Cierra Stiegelmar

Introduce yourself...

I am a first-year Master's student in Neuroscience studying prosthesis control at the Bionic Limbs for Improved Natural Control (BLINC) Lab. I chose this area of research because I enjoy the interdisciplinary nature of the work. I get to collaborate with fellow neuroscientists, computer scientists, engineers, and clinicians to lead to impactful findings. I am looking forward to sharing my research at the 2021 3MT competition!

What are you researching and what do you hope comes out of your research?

I am researching how people can develop a feeling of control, or sense of agency, over an upper-limb prosthesis. In particular, I’m studying the sense of agency by measuring how the brain processes time. When we move, our brain doesn’t always experience time as linear – it clumps information together or spreads it out, depending on what happened. I can use this time illusion to study a sense of agency over a prosthesis and assess the level of control. I hope that my work can lead to improvements in prosthesis control assessments and that this results in better functionality for prosthesis wearers in the future.

How did presenting a Three Minute Thesis (3MT) help explain your research to the public?

The 3MT made me think about how to explain my project in the best way possible. In planning my talk, I realized that my explanations could be jargon-heavy, which ultimately limited the accessibility of my work. The 3MT gave me very little time to talk about my research, so every word had to be intentional. It also challenged me to think creatively and use examples or analogies to help explain what I do. In the end, I had a focused presentation that was simple, fun, and easy to understand. I’m thankful that the 3MT helped me develop a better way to explain my project to people who aren’t familiar with my discipline because, at the end of the day, research should be for everyone.

What inspires you to do research?

I am inspired by the work of the researchers who have come before me and laid the foundation for my current project. This includes the work of my current lab members at the BLINC Lab. As Isaac Newton once said, “If I have seen further, it is by standing on the shoulders of giants.” These researchers are the giants that make my interdisciplinary project possible.

What are three keywords important to your 3MT?

prosthesis, agency, time

How has your research changed during COVID-19?

Thankfully I have been in the development phase of my project, so a lot of the work could be done from home. This has mainly consisted of literature review, project design, and experiment prep up until now. It’s been strange only communicating with my labmates over video calls, and we’ve had to get pretty creative with how we meet and keep in touch. Now that I’m reaching the point where I’m ready to start my experiments, I'm definitely looking forward to getting back in the lab as soon as it’s safe enough to do so.

If you had to dedicate your research to anyone from the past, present, or future, who would it be and why?

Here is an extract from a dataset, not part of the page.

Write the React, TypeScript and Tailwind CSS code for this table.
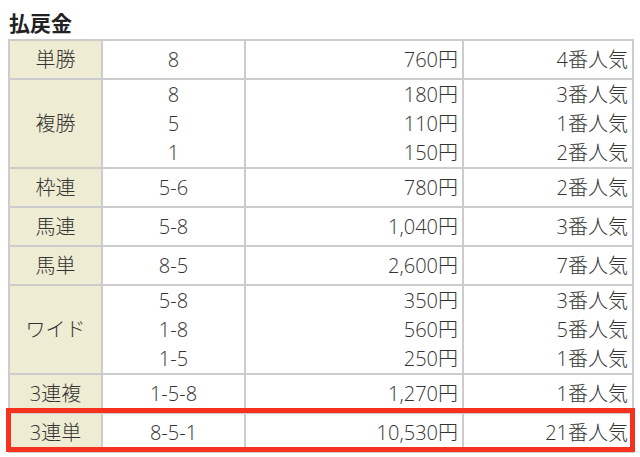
import React from "react";

type Row = { name: string; nums: string[]; pays: string[]; pops: string[] };

const rows: Row[] = [
  { name: "単勝", nums: ["8"], pays: ["760円"], pops: ["4番人気"] },
  { name: "複勝", nums: ["8", "5", "1"], pays: ["180円", "110円", "150円"], pops: ["3番人気", "1番人気", "2番人気"] },
  { name: "枠連", nums: ["5-6"], pays: ["780円"], pops: ["2番人気"] },
  { name: "馬連", nums: ["5-8"], pays: ["1,040円"], pops: ["3番人気"] },
  { name: "馬単", nums: ["8-5"], pays: ["2,600円"], pops: ["7番人気"] },
  { name: "ワイド", nums: ["5-8", "1-8", "1-5"], pays: ["350円", "560円", "250円"], pops: ["3番人気", "5番人気", "1番人気"] },
  { name: "3連複", nums: ["1-5-8"], pays: ["1,270円"], pops: ["1番人気"] },
  { name: "3連単", nums: ["8-5-1"], pays: ["10,530円"], pops: ["21番人気"] },
];

function Lines({ items }: { items: string[] }) {
  return (
    <>
      {items.map((t, i) => (
        <div key={i}>{t}</div>
      ))}
    </>
  );
}

export default function App() {
  return (
    <div
      className="relative w-[640px] h-[457px] bg-white text-[#333]"
      style={{ fontFamily: '"Noto Sans CJK JP", "Noto Sans", sans-serif' }}
    >
      <div className="pl-[9px] pt-[8px] h-[39px] text-[21px] leading-[28px] font-bold text-[#222]">
        払戻金
      </div>
      <table
        className="ml-[8px] w-[624px] table-fixed border-collapse text-[20px] leading-[29px] font-light"
        style={{ fontFamily: '"Open Sans", "Noto Sans CJK JP", sans-serif' }}
      >
        <colgroup>
          <col className="w-[93px]" />
          <col className="w-[143px]" />
          <col className="w-[218px]" />
          <col className="w-[170px]" />
        </colgroup>
        <tbody>
          {rows.map((r) => {
            const pad = r.nums.length > 1 ? "py-0" : "py-[4px]";
            return (
              <tr key={r.name}>
                <td className={`border-2 border-[#cccccc] bg-[#eeecd2] text-center ${pad}`}>{r.name}</td>
                <td className={`border-2 border-[#cccccc] text-center ${pad}`}>
                  <Lines items={r.nums} />
                </td>
                <td className={`border-2 border-[#cccccc] text-right pr-[4px] ${pad}`}>
                  <Lines items={r.pays} />
                </td>
                <td className={`border-2 border-[#cccccc] text-right pr-[4px] ${pad}`}>
                  <Lines items={r.pops} />
                </td>
              </tr>
            );
          })}
        </tbody>
      </table>
      <div className="absolute left-[6px] top-[408px] w-[629px] h-[44px] border-[5px] border-[#f6321e] pointer-events-none" />
    </div>
  );
}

I’d like to dedicate my work to all people with limb differences who use prostheses on a daily basis. Throughout my research experience at the BLINC Lab, I have had the opportunity to work with persons with amputations who have volunteered to participate in our studies. These individuals have inspired me with how they’ve adapted to life with limb difference, and how they have embraced the challenges associated with using a prosthesis. I hope that my work can lead to future improvements in prosthesis technology and design, as a way to thank these individuals for dedicating their time to our research.